Kerapuhan nilai bisa menjalar menjadi bah tsunami. Karena, begitulah sejarah mengajarkan, setiap kehancuran, musibah, bencana, dimulai dari kerapuhan dan kemerosotan/degradasi nilai-nilai moralitas yang menggurita menjadi gelombang pasang.
وَإِذَا أَرَدْنَا أَن نُّهْلِكَ قَرْيَةً أَمَرْنَا مُتْرَفِيهَا فَفَسَقُواْ فِيهَا فَحَقَّ عَلَيْهَا الْقَوْلُ فَدَمَّرْنَاهَا تَدْمِيراً
“Dan jika Kami hendak membinasakan suatu negeri, maka Kami perintahkan kepada orang-orang yang hidup mewah di negeri itu – penguasa dan pemodal – (supaya mentaati Allah) tetapi mereka melakukan kedurhakaan dalam negeri itu, maka sudah sepantasnya berlaku terhadapnya perkataan (ketentuan kami), kemudian Kami hancurkan negeri itu sehancur-hancurnya.” (QS. Al Isra (17) : 16)
Bangsa Saba yang dikenal memiliki negeri yang makmur, penuh dengan ampunan Tuhan Yang Maha Pengampun (baldatun thayyibatun wa rabbun ghafur), menjadi porak poranda karena warganya bermental tidak tahu terima kasih.

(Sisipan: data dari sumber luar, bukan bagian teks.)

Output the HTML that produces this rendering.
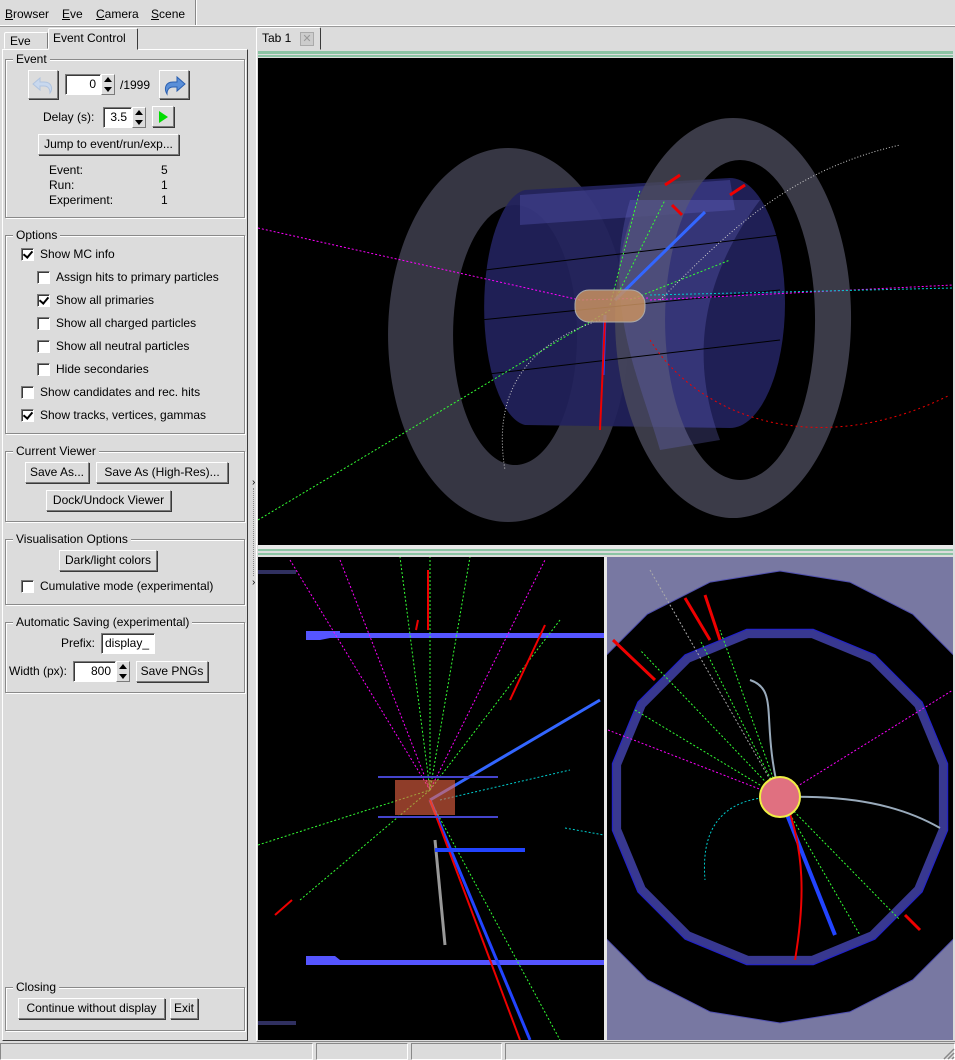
<!DOCTYPE html>
<html><head><meta charset="utf-8">
<style>
*{box-sizing:border-box;margin:0;padding:0}
body{width:955px;height:1060px;background:#dcdcdc;font-family:"Liberation Sans",sans-serif;font-size:12px;color:#000;position:relative;overflow:hidden}
.a{position:absolute}
.t{position:absolute;white-space:nowrap;line-height:14px}
.btn{position:absolute;background:#dcdcdc;border:1px solid;border-color:#fff #7a7a7a #7a7a7a #fff;box-shadow:1px 1px 0 #3a3a3a;text-align:center;line-height:19px;white-space:nowrap}
.grp{position:absolute;left:5px;width:240px;border:1px solid #8a8a8a;box-shadow:inset 1px 1px 0 #fff,1px 1px 0 #fff}
.gt{position:absolute;top:-8px;left:7px;background:#dcdcdc;padding:0 3px;line-height:14px}
.ent{position:absolute;background:#fff;border:1px solid;border-color:#7a7a7a #fff #fff #7a7a7a;box-shadow:inset 1px 1px 0 #3a3a3a;text-align:right;padding-right:4px;line-height:18px}
.spin{position:absolute;width:14px;border:1px solid;border-color:#fff #7a7a7a #7a7a7a #fff;background:#dcdcdc}
.spin:before{content:"";position:absolute;left:2px;top:2px;border:4px solid transparent;border-bottom:5px solid #000;border-top:0}
.spin:after{content:"";position:absolute;left:2px;bottom:2px;border:4px solid transparent;border-top:5px solid #000;border-bottom:0}
.cb{position:absolute;width:13px;height:13px;background:#fff;border:1px solid;border-color:#7a7a7a #fff #fff #7a7a7a;box-shadow:inset 1px 1px 0 #3a3a3a}
.cb.k:after{content:"";position:absolute;left:3px;top:0px;width:4px;height:7px;border:solid #000;border-width:0 2px 2px 0;transform:rotate(40deg)}
u{text-decoration:underline}
</style></head><body>
<div class="a" style="left:0;top:0;width:955px;height:26px;border-bottom:1px solid #fff;box-shadow:0 1px 0 #999"></div>
<div class="a" style="left:195px;top:0;width:1px;height:25px;background:#888"></div>
<div class="a" style="left:196px;top:0;width:1px;height:25px;background:#fff"></div>
<div class="t" style="left:5px;top:7px"><u>B</u>rowser</div>
<div class="t" style="left:62px;top:7px"><u>E</u>ve</div>
<div class="t" style="left:96px;top:7px"><u>C</u>amera</div>
<div class="t" style="left:151px;top:7px"><u>S</u>cene</div>

<div class="a" style="left:4px;top:32px;width:44px;height:17px;border:1px solid;border-color:#fff #7a7a7a transparent #fff;border-radius:2px 2px 0 0"></div>
<div class="t" style="left:10px;top:34px">Eve</div>
<div class="a" style="left:48px;top:28px;width:90px;height:22px;border:1px solid;border-color:#fff #3a3a3a transparent #fff;background:#dcdcdc;border-radius:2px 2px 0 0;z-index:2"></div>
<div class="t" style="left:53px;top:31px;z-index:3">Event Control</div>
<div class="a" style="left:2px;top:49px;width:246px;height:992px;border:1px solid;border-color:#fff #3a3a3a #3a3a3a #fff"></div>

<div class="grp" style="top:59px;height:159px"><span class="gt">Event</span></div>
<div class="btn" style="left:28px;top:70px;width:30px;height:29px"></div>
<svg class="a" style="left:31px;top:73px" width="24" height="24" viewBox="0 0 24 24"><path d="M19 20c3-4 2-11-6-11H9V5L2 11l7 6v-4h4c4 0 6 3 6 7z" fill="#c8d8ee" stroke="#b0c4e0"/></svg>
<div class="ent" style="left:65px;top:74px;width:36px;height:21px">0</div>
<div class="spin" style="left:101px;top:74px;height:21px"></div>
<div class="t" style="left:120px;top:78px">/1999</div>
<div class="btn" style="left:159px;top:70px;width:30px;height:29px"></div>
<svg class="a" style="left:162px;top:73px" width="24" height="24" viewBox="0 0 24 24"><path d="M5 21c-3-5-2-12 6-12h4V4l8 7-8 7v-4h-4c-4 0-6 3-6 7z" fill="#5a8fd8" stroke="#2a5fb0"/></svg>
<div class="t" style="left:43px;top:110px">Delay (s):</div>
<div class="ent" style="left:103px;top:107px;width:29px;height:21px">3.5</div>
<div class="spin" style="left:132px;top:107px;height:21px"></div>
<div class="btn" style="left:152px;top:106px;width:22px;height:21px"></div>
<div class="a" style="left:159px;top:111px;border:6px solid transparent;border-left:9px solid #0d0;border-right:0"></div>
<div class="btn" style="left:38px;top:134px;width:141px;height:21px">Jump to event/run/exp...</div>
<div class="t" style="left:49px;top:163px">Event:</div><div class="t" style="left:161px;top:163px">5</div>
<div class="t" style="left:49px;top:178px">Run:</div><div class="t" style="left:161px;top:178px">1</div>
<div class="t" style="left:49px;top:193px">Experiment:</div><div class="t" style="left:161px;top:193px">1</div>

<div class="grp" style="top:235px;height:199px"><span class="gt">Options</span></div>
<div class="cb k" style="left:21px;top:248px"></div><div class="t" style="left:40px;top:247px">Show MC info</div>
<div class="cb" style="left:37px;top:271px"></div><div class="t" style="left:56px;top:270px">Assign hits to primary particles</div>
<div class="cb k" style="left:37px;top:294px"></div><div class="t" style="left:56px;top:293px">Show all primaries</div>
<div class="cb" style="left:37px;top:317px"></div><div class="t" style="left:56px;top:316px">Show all charged particles</div>
<div class="cb" style="left:37px;top:340px"></div><div class="t" style="left:56px;top:339px">Show all neutral particles</div>
<div class="cb" style="left:37px;top:363px"></div><div class="t" style="left:56px;top:362px">Hide secondaries</div>
<div class="cb" style="left:21px;top:386px"></div><div class="t" style="left:40px;top:385px">Show candidates and rec. hits</div>
<div class="cb k" style="left:21px;top:409px"></div><div class="t" style="left:40px;top:408px">Show tracks, vertices, gammas</div>

<div class="grp" style="top:451px;height:71px"><span class="gt">Current Viewer</span></div>
<div class="btn" style="left:25px;top:462px;width:64px;height:21px">Save As...</div>
<div class="btn" style="left:96px;top:462px;width:132px;height:21px">Save As (High-Res)...</div>
<div class="btn" style="left:46px;top:490px;width:125px;height:21px">Dock/Undock Viewer</div>

<div class="grp" style="top:539px;height:66px"><span class="gt">Visualisation Options</span></div>
<div class="btn" style="left:59px;top:550px;width:98px;height:21px">Dark/light colors</div>
<div class="cb" style="left:21px;top:580px"></div><div class="t" style="left:40px;top:579px">Cumulative mode (experimental)</div>

<div class="grp" style="top:622px;height:71px"><span class="gt">Automatic Saving (experimental)</span></div>
<div class="t" style="left:61px;top:636px">Prefix:</div>
<div class="ent" style="left:101px;top:633px;width:54px;height:21px;text-align:left;padding-left:3px">display_</div>
<div class="t" style="left:9px;top:664px">Width (px):</div>
<div class="ent" style="left:73px;top:661px;width:43px;height:21px">800</div>
<div class="spin" style="left:116px;top:661px;height:21px"></div>
<div class="btn" style="left:136px;top:661px;width:72px;height:21px">Save PNGs</div>

<div class="grp" style="top:987px;height:44px"><span class="gt">Closing</span></div>
<div class="btn" style="left:18px;top:998px;width:147px;height:21px">Continue without display</div>
<div class="btn" style="left:170px;top:998px;width:28px;height:21px">Exit</div>

<div class="a" style="left:252px;top:478px;font-size:10px;line-height:10px">&#8250;</div>
<div class="a" style="left:253px;top:488px;width:1px;height:88px;border-left:1px dotted #888"></div>
<div class="a" style="left:252px;top:578px;font-size:10px;line-height:10px">&#8250;</div>

<div class="a" style="left:256px;top:27px;width:65px;height:23px;border:1px solid;border-color:#fff #3a3a3a transparent #fff;border-radius:2px 2px 0 0"></div>
<div class="t" style="left:262px;top:31px">Tab 1</div>
<div class="a" style="left:300px;top:32px;width:14px;height:14px;border:1px solid #aaa;background:#ccc;color:#999;font-size:11px;line-height:12px;text-align:center">✕</div>
<div class="a" style="left:256px;top:49px;width:699px;height:993px;border-left:1px solid #fff;border-bottom:1px solid #888"></div>

<div class="a" style="left:258px;top:51px;width:695px;height:3px;background:#8cc4a4"></div>
<div class="a" style="left:258px;top:55px;width:695px;height:2px;background:#8cc4a4"></div>
<svg class="a" style="left:258px;top:58px" width="695" height="487" viewBox="258 58 695 487">
<rect x="258" y="58" width="695" height="487" fill="#000"/>
<path fill-rule="evenodd" fill="#3c3c4a" fill-opacity="0.9" d="M508 148a120 187 0 1 0 0.1 0zM515 205a62 130 0 1 0 0.1 0z"/>
<path d="M525 190 L730 178 A55 125 0 0 1 730 428 L525 425 A45 118 0 0 1 525 190Z" fill="#22225e" fill-opacity="0.9"/>
<path d="M520 195 L730 180 L735 210 L520 225Z" fill="#4a4aa0" fill-opacity="0.5"/>
<path fill-rule="evenodd" fill="#4a4a5a" fill-opacity="0.8" d="M733 118a118 200 0 1 0 0.1 0zM740 160a75 160 0 1 0 0.1 0z"/>
<path d="M630 200 C600 300 640 380 660 450 L720 440 C690 360 700 280 760 200Z" fill="#6a6ac8" fill-opacity="0.3"/>
<g stroke-width="1" fill="none">
<line x1="485" y1="270" x2="780" y2="235" stroke="#000"/>
<line x1="480" y1="320" x2="780" y2="290" stroke="#000"/>
<line x1="480" y1="375" x2="780" y2="340" stroke="#000"/>
<path d="M258 228 L580 300 L650 298" stroke="#f0f" stroke-dasharray="2 2"/>
<path d="M650 300 L953 285" stroke="#f0f" stroke-dasharray="2 2"/>
<path d="M650 295 L953 288" stroke="#0cc" stroke-dasharray="2 2"/>
<path d="M258 520 L610 310" stroke="#3f3" stroke-dasharray="2 2"/>
<path d="M610 305 L640 190 M615 300 L665 200 M630 300 L730 260" stroke="#3f3" stroke-dasharray="2 2"/>
<path d="M600 320 C540 340 490 380 505 470" stroke="#ccc" stroke-dasharray="1 2"/>
<path d="M660 300 C730 230 790 170 900 145" stroke="#ccc" stroke-dasharray="1 2"/>
<path d="M650 340 C700 420 820 460 950 395" stroke="#e00" stroke-dasharray="2 3"/>
<path d="M615 300 L705 212" stroke="#36f" stroke-width="3"/>
<path d="M605 315 L603 375" stroke="#24f" stroke-width="3"/>
<path d="M605 320 L600 430" stroke="#e00" stroke-width="2"/>
<path d="M672 205 L682 215 M665 185 L680 175 M730 195 L745 185" stroke="#e00" stroke-width="3"/>
</g>
<rect x="575" y="290" width="70" height="32" rx="14" fill="#c89060" fill-opacity="0.85" stroke="#aaa"/>
</svg>

<div class="a" style="left:258px;top:545px;width:695px;height:4px;background:#e8e8e8"></div>
<div class="a" style="left:258px;top:549px;width:695px;height:2px;background:#8cc4a4"></div>
<div class="a" style="left:258px;top:553px;width:695px;height:2px;background:#8cc4a4"></div>

<svg class="a" style="left:258px;top:557px" width="346" height="483" viewBox="258 557 346 483">
<rect x="258" y="557" width="346" height="483" fill="#000"/>
<rect x="258" y="570" width="38" height="4" fill="#303060"/>
<rect x="258" y="1021" width="38" height="4" fill="#303060"/>
<path d="M306 631 L340 631 L340 633 L604 633 L604 638 L330 638 L320 640 L306 640Z" fill="#5555ff"/>
<path d="M306 956 L335 956 L340 960 L604 960 L604 965 L306 965Z" fill="#5555ff"/>
<g fill="none" stroke-dasharray="2 2">
<path d="M290 560 L430 790 L545 560 M340 560 L430 790" stroke="#f0f"/>
<path d="M258 845 L430 790 L470 557 M300 900 L430 790 L400 557 M430 790 L430 557 M430 790 L560 620" stroke="#3f3"/>
<path d="M430 800 L560 1040" stroke="#3f3"/>
<path d="M440 800 L570 770 M565 828 L604 835" stroke="#0cc"/>
</g>
<path d="M430 800 L530 1040" stroke="#24f" stroke-width="3"/>
<path d="M430 800 L600 700" stroke="#36f" stroke-width="3"/>
<path d="M430 800 L520 1040" stroke="#e00" stroke-width="2"/>
<path d="M435 840 L445 945" stroke="#999" stroke-width="3"/>
<rect x="435" y="848" width="90" height="4" fill="#24f"/>
<rect x="378" y="776" width="120" height="2" fill="#44c"/>
<rect x="378" y="816" width="120" height="2" fill="#44c"/>
<rect x="395" y="780" width="60" height="35" fill="#e64" fill-opacity="0.6"/>
<path d="M428 570 L428 630 M418 620 L416 630 M545 625 L510 700 M275 915 L292 900" stroke="#e00" stroke-width="2"/>
</svg>

<svg class="a" style="left:607px;top:557px" width="346" height="483" viewBox="607 557 346 483">
<rect x="607" y="557" width="346" height="483" fill="#000"/>
<path id="o1" fill="#7878a2" stroke="#5050b0"/>
<path id="o2" fill="#000" stroke="#5050b0"/>
<path id="i1" fill="#383890" stroke="#2020d0"/>
<path id="i2" fill="#000"/>
<g fill="none" stroke-dasharray="2 2">
<path d="M608 730 L780 797 L953 690" stroke="#f0f"/>
<path d="M635 710 L780 797 L640 650 M780 797 L720 630 M780 797 L700 640 M780 797 L900 920 M780 797 L860 935" stroke="#3f3"/>
<path d="M770 797 C730 800 700 820 705 880" stroke="#0cc"/>
<path d="M650 570 L780 797" stroke="#aaa"/>
</g>
<path d="M780 797 C760 720 780 690 750 680" stroke="#9ab" stroke-width="2" fill="none"/>
<path d="M780 797 C850 795 900 805 940 828" stroke="#9ab" stroke-width="2" fill="none"/>
<path d="M780 797 L835 935" stroke="#24f" stroke-width="4"/>
<path d="M785 800 C805 850 805 900 795 960" stroke="#e00" stroke-width="2" fill="none"/>
<path d="M685 598 L710 640 M705 595 L720 640 M613 640 L655 680 M905 915 L920 930" stroke="#e00" stroke-width="3"/>
<circle cx="780" cy="797" r="20" fill="#e07080" stroke="#ee4" stroke-width="2"/>
</svg>
<script>
function poly(n,r,off){var cx=780,cy=797,s="";for(var i=0;i<n;i++){var a=off+i*2*Math.PI/n;s+=(i?"L":"M")+(cx+r*Math.sin(a)).toFixed(1)+" "+(cy-r*Math.cos(a)).toFixed(1);}return s+"Z";}
document.getElementById("o1").setAttribute("d",poly(20,310,0));
document.getElementById("o2").setAttribute("d",poly(20,226,0));
document.getElementById("i1").setAttribute("d",poly(16,171,Math.PI/16));
document.getElementById("i2").setAttribute("d",poly(16,162,Math.PI/16));
</script>
<div class="a" style="left:604px;top:557px;width:3px;height:483px;background:#e8e8e8"></div>

<div class="a" style="left:0;top:1043px;width:313px;height:17px;border:1px solid;border-color:#888 #fff #fff #888"></div>
<div class="a" style="left:316px;top:1043px;width:92px;height:17px;border:1px solid;border-color:#888 #fff #fff #888"></div>
<div class="a" style="left:411px;top:1043px;width:91px;height:17px;border:1px solid;border-color:#888 #fff #fff #888"></div>
<div class="a" style="left:505px;top:1043px;width:450px;height:17px;border:1px solid;border-color:#888 #fff #fff #888"></div>
<svg class="a" style="left:942px;top:1047px" width="13" height="13"><path d="M12 2L2 12M12 6L6 12M12 10L10 12" stroke="#888" stroke-width="1.5"/></svg>
</body></html>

لَقَدْ كَانَ لِسَبَإٍ فِي مَسْكَنِهِمْ آيَةٌ جَنَّتَانِ عَن يَمِينٍ وَشِمَالٍ كُلُوا مِن رِّزْقِ رَبِّكُمْ وَاشْكُرُوا لَهُ بَلْدَةٌ طَيِّبَةٌ وَرَبٌّ غَفُورٌ
فَأَعْرَضُوا فَأَرْسَلْنَا عَلَيْهِمْ سَيْلَ الْعَرِمِ وَبَدَّلْنَاهُم بِجَنَّتَيْهِمْ جَنَّتَيْنِ ذَوَاتَى أُكُلٍ خَمْطٍ وَأَثْلٍ وَشَيْءٍ مِّن سِدْرٍ قَلِيلٍ
“Sesungguhnya bagi kaum Saba’ ada tanda (kekuasaan Tuhan) di tempat kediaman mereka yaitu dua buah kebun di sebelah kanan dan di sebelah kiri. (kepada mereka dikatakan): “Makanlah olehmu dari rezki yang (dianugerahkan) Tuhanmu dan bersyukurlah kamu kepada-Nya. (Negerimu) adalah negeri yang baik dan (Tuhanmu) adalah Tuhan yang Maha Pengampun”. Tetapi mereka berpaling, maka Kami datangkan kepada mereka banjir yang besar[meruntuhkan bendungan Ma’rib, pusaka nenek moyang] dan Kami ganti kedua kebun mereka dengan dua kebun yang ditumbuhi (pohon-pohon) yang berbuah pahit, pohon Atsl dan sedikit dari pohon Sidr [Atsl sejenis pohon cemara, Sidr sejenis pohon bidara].” (QS. Saba (34) : 15-16)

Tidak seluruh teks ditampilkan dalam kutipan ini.